Öte yandan, Anayasanın 90/son maddesi uyarınca onaylanmakla iç hukuk mevzuatı haline giren, "Sınıraşan Örgütlü Suçlara Karşı Birleşmiş Milletler Sözleşmesine Ek Kara, Deniz ve Hava Yoluyla Göçmen Kaçakçılığına Karşı Protokol"ün 6. maddesi 2/a bendindeki, "Her taraf devlet… kendi hukuk sisteminin temel kavramlarına bağlı kalmak kaydıyla göçmen kaçakçılığına teşebbüsü suç haline getirmek için gerekli yasal ve diğer önlemleri alır" biçimindeki hüküm, teşebbüs halini tamamlanmış suç gibi cezalandırmayı gerektiren zorlayıcı bir düzenleme değildir. Protokolde yazılı bulunan "taraf devletin kendi hukuk sisteminin temel kavramlarına bağlılık" kuralı gözönüne alındığında, göçmen kaçakçılığı suçu açısından, suçun tamamlanmış haline göre, teşebbüsü belirli bir oranda indirimle ceza yaptırımına bağlayan 6008 sayılı Kanun ile yapılan değişiklik öncesi Türk Ceza Mevzuatının protokole aykırı bir düzenlemeyi öngörmediği açıktır.

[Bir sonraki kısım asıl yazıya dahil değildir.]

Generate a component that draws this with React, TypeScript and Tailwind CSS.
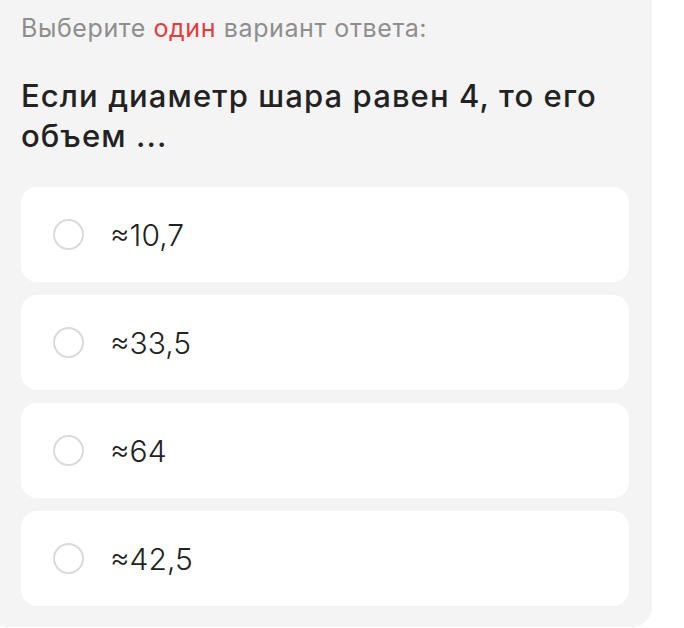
import React from "react";

const options = ["≈10,7", "≈33,5", "≈64", "≈42,5"];

export default function App() {
  return (
    <div className="h-[628px] w-[684px] overflow-hidden bg-white" style={{ fontFamily: "Inter, 'Noto Sans', sans-serif" }}>
      <div className="ml-[-12px] w-[664px] rounded-b-[20px] bg-[#f4f4f4] pb-[21px] pl-[33px] pr-[23px] pt-[12px]">
        <div className="text-[25px] leading-[32px] tracking-[0.6px] text-[#8e8e8e]">
          Выберите <span className="text-[#e53b3d]">один</span> вариант ответа:
        </div>
        <div className="mt-[32px] text-[31px] font-medium leading-[40px] tracking-[1.1px] text-[#222222]">
          Если диаметр шара равен 4, то его объем ...
        </div>
        <div className="mt-[31px] flex flex-col gap-[13px]">
          {options.map((o) => (
            <div key={o} className="flex h-[95px] items-center rounded-[16px] bg-white pl-[32px]">
              <div className="h-[31px] w-[31px] shrink-0 rounded-full border-2 border-[#dadada]" />
              <div className="ml-[26px] text-[30px] font-light leading-none text-[#222222]">{o}</div>
            </div>
          ))}
        </div>
      </div>
    </div>
  );
}
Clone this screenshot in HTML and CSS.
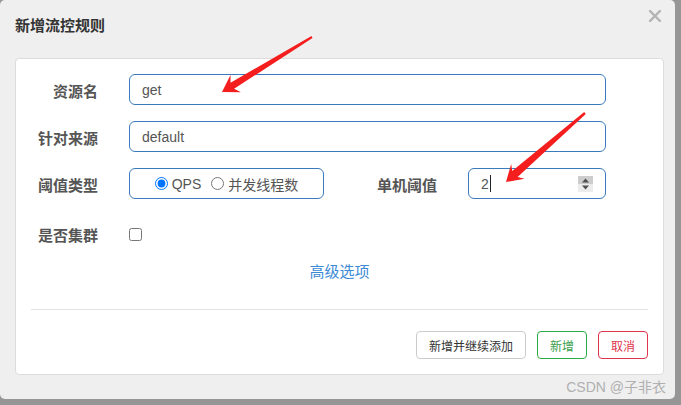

Bu açıklamalar ışığında uyuşmazlık konusu değerlendirildiğinde;
Yunanistan'a gitmek amacıyla yasal olmayan yollardan Türkiye'ye giriş yapan göçmenlerin Türk kara sınırları içerisinde bulunan Tarsus ilçesinde, sınır dışına çıkmadan yakalandıkları anlaşılmakta olup, göçmen kaçakçılığı suçu teşebbüs aşamasında kalmıştır.
Bu itibarla, suçun tamamlandığı gerekçesiyle teşebbüse ilişkin hükmü uygulamayan yerel mahkeme direnme hükmü isabetsiz olduğundan, bozulmasına karar verilmelidir.
SONUÇ:
Açıklanan nedenlerle;
1- Tarsus 2. Asliye Ceza Mahkemesinin 27.03.2008 gün ve 269–122 sayılı direnme hükmünün, suçun teşebbüs aşamasında kaldığının gözetilmemesi isabetsizliğinden BOZULMASINA,
2- Dosyanın, mahalline gönderilmek üzere Yargıtay Cumhuriyet Başsavcılığına TEVDİİNE, 26.03.2013 günü yapılan müzakerede oybirliğiyle karar verildi.